[Set problem]: Out of the lines in this data, how many include "React"? Give the number and nothing else.

[Data section]:
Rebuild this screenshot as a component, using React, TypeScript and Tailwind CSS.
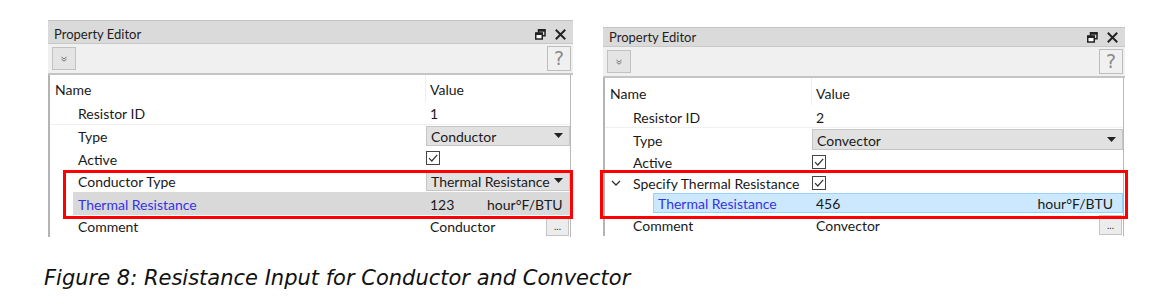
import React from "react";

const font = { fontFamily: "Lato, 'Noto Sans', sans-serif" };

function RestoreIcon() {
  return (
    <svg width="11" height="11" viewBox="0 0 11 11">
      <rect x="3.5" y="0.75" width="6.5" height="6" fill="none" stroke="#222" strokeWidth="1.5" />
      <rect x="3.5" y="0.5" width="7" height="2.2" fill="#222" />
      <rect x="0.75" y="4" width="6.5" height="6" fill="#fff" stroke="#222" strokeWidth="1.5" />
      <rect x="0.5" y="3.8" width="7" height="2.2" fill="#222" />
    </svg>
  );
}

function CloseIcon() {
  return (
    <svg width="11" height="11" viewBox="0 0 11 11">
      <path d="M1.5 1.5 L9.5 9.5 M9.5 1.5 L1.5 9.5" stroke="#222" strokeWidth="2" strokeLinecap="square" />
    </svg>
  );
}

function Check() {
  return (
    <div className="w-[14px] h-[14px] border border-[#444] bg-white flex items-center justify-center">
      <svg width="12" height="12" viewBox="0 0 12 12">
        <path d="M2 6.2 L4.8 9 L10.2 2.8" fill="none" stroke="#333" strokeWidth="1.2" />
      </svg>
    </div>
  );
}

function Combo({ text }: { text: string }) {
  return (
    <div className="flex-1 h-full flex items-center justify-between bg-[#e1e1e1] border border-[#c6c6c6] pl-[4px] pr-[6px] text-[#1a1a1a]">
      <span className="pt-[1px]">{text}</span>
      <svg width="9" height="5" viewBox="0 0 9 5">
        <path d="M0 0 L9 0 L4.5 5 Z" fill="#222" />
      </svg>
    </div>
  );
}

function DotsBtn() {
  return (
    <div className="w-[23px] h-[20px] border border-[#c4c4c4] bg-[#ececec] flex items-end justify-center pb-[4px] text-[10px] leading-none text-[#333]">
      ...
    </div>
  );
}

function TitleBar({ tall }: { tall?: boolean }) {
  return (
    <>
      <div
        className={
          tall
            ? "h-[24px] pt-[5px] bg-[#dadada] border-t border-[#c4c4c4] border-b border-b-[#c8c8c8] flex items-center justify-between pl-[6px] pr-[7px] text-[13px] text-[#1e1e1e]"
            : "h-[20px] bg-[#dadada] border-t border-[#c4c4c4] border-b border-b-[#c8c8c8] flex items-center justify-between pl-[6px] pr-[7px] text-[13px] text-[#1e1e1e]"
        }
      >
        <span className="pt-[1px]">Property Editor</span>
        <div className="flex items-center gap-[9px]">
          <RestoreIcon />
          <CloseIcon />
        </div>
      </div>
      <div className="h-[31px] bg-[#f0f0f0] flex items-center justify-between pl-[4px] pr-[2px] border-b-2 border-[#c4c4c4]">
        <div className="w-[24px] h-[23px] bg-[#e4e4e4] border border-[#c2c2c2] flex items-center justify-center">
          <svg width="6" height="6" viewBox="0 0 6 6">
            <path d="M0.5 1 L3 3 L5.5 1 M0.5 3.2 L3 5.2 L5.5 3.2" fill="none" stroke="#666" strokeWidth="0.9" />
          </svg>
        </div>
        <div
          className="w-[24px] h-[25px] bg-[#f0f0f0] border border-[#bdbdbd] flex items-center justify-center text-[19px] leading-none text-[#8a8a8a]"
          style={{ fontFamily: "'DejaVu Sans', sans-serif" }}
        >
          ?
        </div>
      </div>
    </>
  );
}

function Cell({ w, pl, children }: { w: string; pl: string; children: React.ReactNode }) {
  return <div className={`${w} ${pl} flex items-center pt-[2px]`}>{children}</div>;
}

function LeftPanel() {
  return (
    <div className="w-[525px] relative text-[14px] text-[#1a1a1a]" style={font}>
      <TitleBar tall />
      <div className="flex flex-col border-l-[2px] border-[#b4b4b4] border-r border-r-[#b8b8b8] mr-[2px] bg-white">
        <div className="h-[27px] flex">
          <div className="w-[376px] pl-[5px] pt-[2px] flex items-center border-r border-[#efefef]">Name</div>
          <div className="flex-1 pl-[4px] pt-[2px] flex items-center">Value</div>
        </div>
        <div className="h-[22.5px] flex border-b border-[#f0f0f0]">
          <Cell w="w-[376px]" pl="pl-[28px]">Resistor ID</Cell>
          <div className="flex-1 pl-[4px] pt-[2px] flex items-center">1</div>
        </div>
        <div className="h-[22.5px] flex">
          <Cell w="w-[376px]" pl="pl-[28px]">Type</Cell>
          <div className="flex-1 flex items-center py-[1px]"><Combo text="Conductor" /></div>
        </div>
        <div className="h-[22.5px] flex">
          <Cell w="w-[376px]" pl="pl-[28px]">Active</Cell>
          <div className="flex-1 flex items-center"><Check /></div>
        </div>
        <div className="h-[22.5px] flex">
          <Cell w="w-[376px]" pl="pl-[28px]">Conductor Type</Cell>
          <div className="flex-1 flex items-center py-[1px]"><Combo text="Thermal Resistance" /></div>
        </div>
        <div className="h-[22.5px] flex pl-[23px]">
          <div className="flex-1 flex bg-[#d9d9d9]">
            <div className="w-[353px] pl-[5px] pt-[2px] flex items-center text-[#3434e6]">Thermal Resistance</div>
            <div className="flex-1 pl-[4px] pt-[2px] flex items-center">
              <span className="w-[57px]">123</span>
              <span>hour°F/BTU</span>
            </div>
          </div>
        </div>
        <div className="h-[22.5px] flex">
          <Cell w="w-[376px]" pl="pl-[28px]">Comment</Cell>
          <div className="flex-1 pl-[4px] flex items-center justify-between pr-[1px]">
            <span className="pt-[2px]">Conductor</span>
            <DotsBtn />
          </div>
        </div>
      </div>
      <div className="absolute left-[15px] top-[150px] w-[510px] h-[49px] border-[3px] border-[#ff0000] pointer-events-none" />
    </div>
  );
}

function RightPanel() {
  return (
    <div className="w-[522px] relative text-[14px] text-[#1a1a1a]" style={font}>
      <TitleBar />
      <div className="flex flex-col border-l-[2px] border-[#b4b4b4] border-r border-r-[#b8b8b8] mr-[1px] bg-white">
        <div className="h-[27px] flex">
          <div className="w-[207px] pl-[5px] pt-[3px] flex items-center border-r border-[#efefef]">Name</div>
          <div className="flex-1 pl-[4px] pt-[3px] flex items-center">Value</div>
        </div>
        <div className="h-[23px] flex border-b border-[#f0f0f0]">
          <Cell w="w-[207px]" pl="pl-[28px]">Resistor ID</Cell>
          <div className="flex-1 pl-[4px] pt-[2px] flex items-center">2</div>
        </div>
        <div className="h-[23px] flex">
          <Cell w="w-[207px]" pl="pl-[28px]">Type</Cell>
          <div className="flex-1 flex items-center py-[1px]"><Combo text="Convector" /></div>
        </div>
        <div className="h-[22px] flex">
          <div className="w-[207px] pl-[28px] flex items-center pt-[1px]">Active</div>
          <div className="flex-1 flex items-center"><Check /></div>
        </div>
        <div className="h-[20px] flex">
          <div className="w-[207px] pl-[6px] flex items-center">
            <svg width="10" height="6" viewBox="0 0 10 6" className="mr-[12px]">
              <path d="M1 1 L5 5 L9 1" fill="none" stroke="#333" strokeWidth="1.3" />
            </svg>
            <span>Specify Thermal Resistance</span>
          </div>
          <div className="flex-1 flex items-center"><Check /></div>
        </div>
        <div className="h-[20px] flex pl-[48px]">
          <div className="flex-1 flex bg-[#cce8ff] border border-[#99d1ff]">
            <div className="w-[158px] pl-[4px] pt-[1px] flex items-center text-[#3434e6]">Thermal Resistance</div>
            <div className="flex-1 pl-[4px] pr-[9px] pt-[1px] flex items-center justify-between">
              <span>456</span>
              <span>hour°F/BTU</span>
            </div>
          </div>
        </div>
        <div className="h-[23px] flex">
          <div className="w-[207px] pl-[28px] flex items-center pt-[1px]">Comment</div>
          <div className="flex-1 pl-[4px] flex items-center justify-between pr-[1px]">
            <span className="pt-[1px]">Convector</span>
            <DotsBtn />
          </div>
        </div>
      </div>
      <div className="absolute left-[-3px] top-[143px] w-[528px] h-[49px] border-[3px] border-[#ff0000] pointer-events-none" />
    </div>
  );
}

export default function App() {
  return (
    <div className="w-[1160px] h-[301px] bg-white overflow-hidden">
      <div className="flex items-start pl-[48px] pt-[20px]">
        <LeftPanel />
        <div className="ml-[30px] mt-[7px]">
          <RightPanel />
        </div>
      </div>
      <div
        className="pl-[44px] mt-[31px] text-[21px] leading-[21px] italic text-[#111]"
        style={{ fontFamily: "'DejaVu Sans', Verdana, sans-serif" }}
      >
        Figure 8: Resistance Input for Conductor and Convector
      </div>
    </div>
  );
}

[Reply]: 3